On one of the fish stalls, which had lots of fish gasping in basins of water there were also conch and turtles available to buy, all alive and kicking, not sure if it was your job to kill or whether they did it.
The shops had gone a little up market, now there was lots of interior designers and up market nick-nacks. I walked and walked all day, getting lost and then finding areas I recognised. It was great but exhausting. I kept getting asked did I need help when I was looking at the map, I couldn’t get over how much kinder and considerate the H.K. Chinese were now compared to 10yrs ago.

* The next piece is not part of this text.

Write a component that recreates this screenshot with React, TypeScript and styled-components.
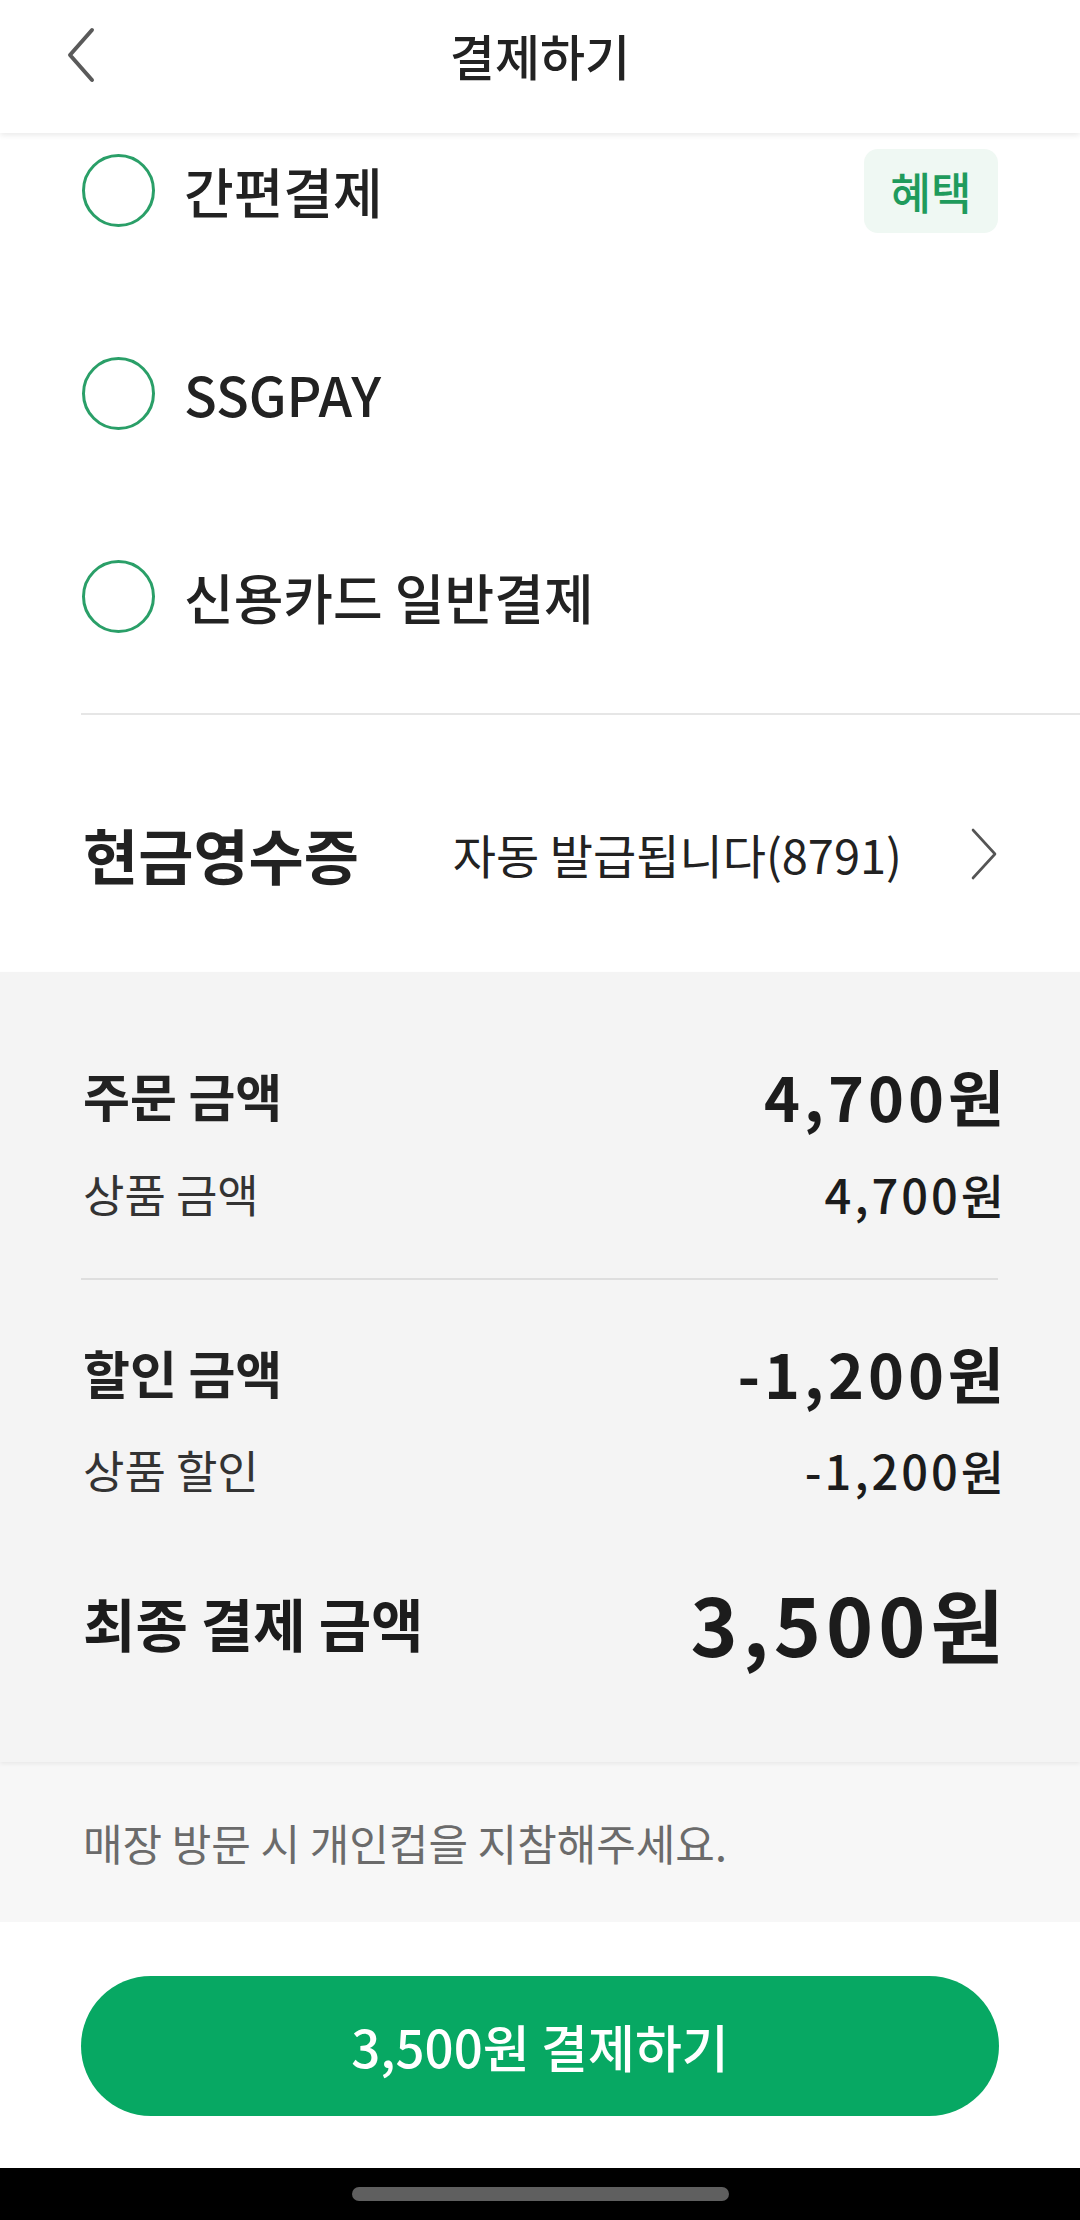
import React from 'react';
import styled, { createGlobalStyle } from 'styled-components';

const GlobalStyle = createGlobalStyle`
  * { box-sizing: border-box; }
  html, body {
    margin: 0;
    padding: 0;
    background: #ffffff;
    font-family: "Noto Sans CJK KR", "Noto Sans", sans-serif;
    color: #222222;
  }
`;

const Screen = styled.div`
  width: 1080px;
  height: 2220px;
  display: flex;
  flex-direction: column;
  overflow: hidden;
  background: #ffffff;
`;

const Header = styled.header`
  position: relative;
  z-index: 2;
  height: 133px;
  flex-shrink: 0;
  background: #ffffff;
  box-shadow: 0 2px 6px rgba(0, 0, 0, 0.09);
`;

const HeaderBar = styled.div`
  height: 110px;
  display: grid;
  grid-template-columns: 160px 1fr 160px;
  align-items: center;
`;

const BackButton = styled.button`
  border: none;
  background: none;
  padding: 0 0 0 66px;
  display: flex;
  align-items: center;
  height: 100%;
  cursor: pointer;
`;

const Title = styled.h1`
  margin: 0;
  text-align: center;
  font-size: 49px;
  font-weight: 500;
  color: #222;
  line-height: 110px;
`;

const Viewport = styled.div`
  flex-shrink: 0;
  overflow: hidden;
`;

const Scrolled = styled.div`
  margin-top: -44px;
`;

const MethodList = styled.ul`
  list-style: none;
  margin: 0;
  padding: 0 82px 15px 82px;
`;

const MethodRow = styled.li`
  height: 203px;
  display: flex;
  align-items: center;
  gap: 29px;
`;

const Radio = styled.span`
  width: 73px;
  height: 73px;
  border-radius: 50%;
  border: 3px solid #2a9f68;
  flex-shrink: 0;
`;

const MethodLabel = styled.span`
  flex: 1;
  font-size: 54px;
  font-weight: 500;
  color: #222;
`;

const Badge = styled.span`
  width: 134px;
  height: 84px;
  border-radius: 14px;
  background: #eff8f3;
  color: #1f9b5c;
  font-size: 44px;
  font-weight: 500;
  display: flex;
  align-items: center;
  justify-content: center;
`;

const Divider = styled.hr`
  margin: 0 0 0 81px;
  border: none;
  height: 2px;
  background: #e6e6e6;
`;

const ReceiptRow = styled.div`
  height: 257px;
  padding: 20px 82px 0 83px;
  display: flex;
  align-items: center;
  justify-content: space-between;
`;

const ReceiptLabel = styled.span`
  font-size: 60px;
  font-weight: 700;
  color: #222;
`;

const ReceiptValue = styled.span`
  display: flex;
  align-items: center;
  gap: 68px;
  font-size: 47px;
  font-weight: 400;
  color: #222;
`;

const Summary = styled.section`
  position: relative;
  z-index: 1;
  height: 790px;
  flex-shrink: 0;
  background: #f4f4f4;
  padding: 83px 76px 0 83px;
  box-shadow: 0 2px 4px rgba(0, 0, 0, 0.06);
`;

type RowKind = 'main' | 'sub' | 'total';

const rowSpec: Record<RowKind, { h: number; label: number; lw: number; amount: number; aw: number; ls: number; color: string }> = {
  main: { h: 80, label: 51, lw: 700, amount: 61, aw: 700, ls: 4, color: '#222' },
  sub: { h: 80, label: 45, lw: 400, amount: 47, aw: 500, ls: 3, color: '#333' },
  total: { h: 100, label: 57, lw: 700, amount: 80, aw: 700, ls: 5, color: '#1c1c1c' },
};

const AmountRow = styled.div<{ $kind: RowKind; $gap?: number }>`
  height: ${p => rowSpec[p.$kind].h}px;
  margin-top: ${p => p.$gap ?? 0}px;
  display: flex;
  align-items: center;
  justify-content: space-between;
`;

const AmountLabel = styled.span<{ $kind: RowKind }>`
  font-size: ${p => rowSpec[p.$kind].label}px;
  font-weight: ${p => rowSpec[p.$kind].lw};
  color: ${p => rowSpec[p.$kind].color};
`;

const AmountValue = styled.span<{ $kind: RowKind }>`
  font-size: ${p => rowSpec[p.$kind].amount}px;
  font-weight: ${p => rowSpec[p.$kind].aw};
  letter-spacing: ${p => rowSpec[p.$kind].ls}px;
  margin-right: -${p => rowSpec[p.$kind].ls}px;
  color: #1c1c1c;
`;

const SummaryDivider = styled.hr`
  margin: 45px 6px 0 -2px;
  border: none;
  height: 2px;
  background: #dedede;
`;

const Notice = styled.div`
  height: 160px;
  flex-shrink: 0;
  background: #f7f7f7;
  padding: 0 83px;
  display: flex;
  align-items: center;
  font-size: 43px;
  color: #6b6b6b;
`;

const Footer = styled.div`
  flex: 1;
  background: #ffffff;
  padding: 54px 81px 0 81px;
`;

const PayButton = styled.button`
  width: 100%;
  height: 140px;
  border: none;
  border-radius: 70px;
  background: #07a863;
  color: #ffffff;
  font-family: "Noto Sans CJK KR", "Noto Sans", sans-serif;
  font-size: 51px;
  font-weight: 500;
  cursor: pointer;
`;

const NavBar = styled.div`
  height: 52px;
  flex-shrink: 0;
  background: #000000;
  display: flex;
  align-items: center;
  justify-content: center;
`;

const HomeIndicator = styled.span`
  width: 377px;
  height: 14px;
  border-radius: 7px;
  background: #5f5f5f;
`;

const BackIcon = () => (
  <svg width="30" height="56" viewBox="0 0 30 56">
    <path d="M26 3 L4 28 L26 53" fill="none" stroke="#5a5a5a" strokeWidth="4" strokeLinecap="round" strokeLinejoin="round" />
  </svg>
);

const ChevronRight = () => (
  <svg width="28" height="52" viewBox="0 0 28 52">
    <path d="M3 2 L25 26 L3 50" fill="none" stroke="#555" strokeWidth="2.6" strokeLinecap="round" strokeLinejoin="round" />
  </svg>
);

const methods = [
  { label: '간편결제', badge: '혜택' },
  { label: 'SSGPAY' },
  { label: '신용카드 일반결제' },
];

export default function App() {
  return (
    <>
      <GlobalStyle />
      <Screen>
        <Header>
          <HeaderBar>
            <BackButton aria-label="뒤로">
              <BackIcon />
            </BackButton>
            <Title>결제하기</Title>
            <span />
          </HeaderBar>
        </Header>

        <Viewport>
          <Scrolled>
            <MethodList>
              {methods.map(m => (
                <MethodRow key={m.label}>
                  <Radio />
                  <MethodLabel>{m.label}</MethodLabel>
                  {m.badge && <Badge>{m.badge}</Badge>}
                </MethodRow>
              ))}
            </MethodList>
            <Divider />
            <ReceiptRow>
              <ReceiptLabel>현금영수증</ReceiptLabel>
              <ReceiptValue>
                자동 발급됩니다(8791)
                <ChevronRight />
              </ReceiptValue>
            </ReceiptRow>
          </Scrolled>
        </Viewport>

        <Summary>
          <AmountRow $kind="main">
            <AmountLabel $kind="main">주문 금액</AmountLabel>
            <AmountValue $kind="main">4,700원</AmountValue>
          </AmountRow>
          <AmountRow $kind="sub" $gap={18}>
            <AmountLabel $kind="sub">상품 금액</AmountLabel>
            <AmountValue $kind="sub">4,700원</AmountValue>
          </AmountRow>
          <SummaryDivider />
          <AmountRow $kind="main" $gap={52}>
            <AmountLabel $kind="main">할인 금액</AmountLabel>
            <AmountValue $kind="main">-1,200원</AmountValue>
          </AmountRow>
          <AmountRow $kind="sub" $gap={17}>
            <AmountLabel $kind="sub">상품 할인</AmountLabel>
            <AmountValue $kind="sub">-1,200원</AmountValue>
          </AmountRow>
          <AmountRow $kind="total" $gap={63}>
            <AmountLabel $kind="total">최종 결제 금액</AmountLabel>
            <AmountValue $kind="total">3,500원</AmountValue>
          </AmountRow>
        </Summary>

        <Notice>매장 방문 시 개인컵을 지참해주세요.</Notice>

        <Footer>
          <PayButton>3,500원 결제하기</PayButton>
        </Footer>

        <NavBar>
          <HomeIndicator />
        </NavBar>
      </Screen>
    </>
  );
}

When H.K. was given back to China I think for a few years there was tension and the local people really did not know what to expect. Now what feeling you get is a city that is confident and proud to have a western outlook. In one HUGE shopping centre there was EVERY one of the designer label you could name… Not anyone buying that I could see but it was amazing to see fashions and shoes from designers that I had only ever seen in magazines. I do believe New York and London are the poor relation.
We were invited out to dinner with one of the members of staff at the University, a posh Hotel whose restaurant was on the 39th floor with great views across the Harbour. He was H.K. Chinese then his family emigrated to Canada in 1997. He also had lived in the U.K. It was funny hearing him speak about the mainland Chinese in such a derogatory way; H.K. locals think mainlanders are peasants and boorish with no class and no skills speaking English; H.K.’ers believe they are in a class above and really enjoy the status H.K. has in the world.
I must admit the changes we saw from the last time we visited in 1999 were all positive.
The weather although cool was not as sunny as we thought it would be, infact 3 days were rainy and misty. We noticed the peak was looking clear, so a mad dash to the top while we had a chance. It was there Mike and I disagreed, I thought the Harbour was now a piddly river whereas Mike said the width has not changed much…. I can see the old photos coming out to resolve this!!!
Well I think that’s all I have to tell you, hope you all have a great Christmas and 2010 brings peace and happiness to every one of you.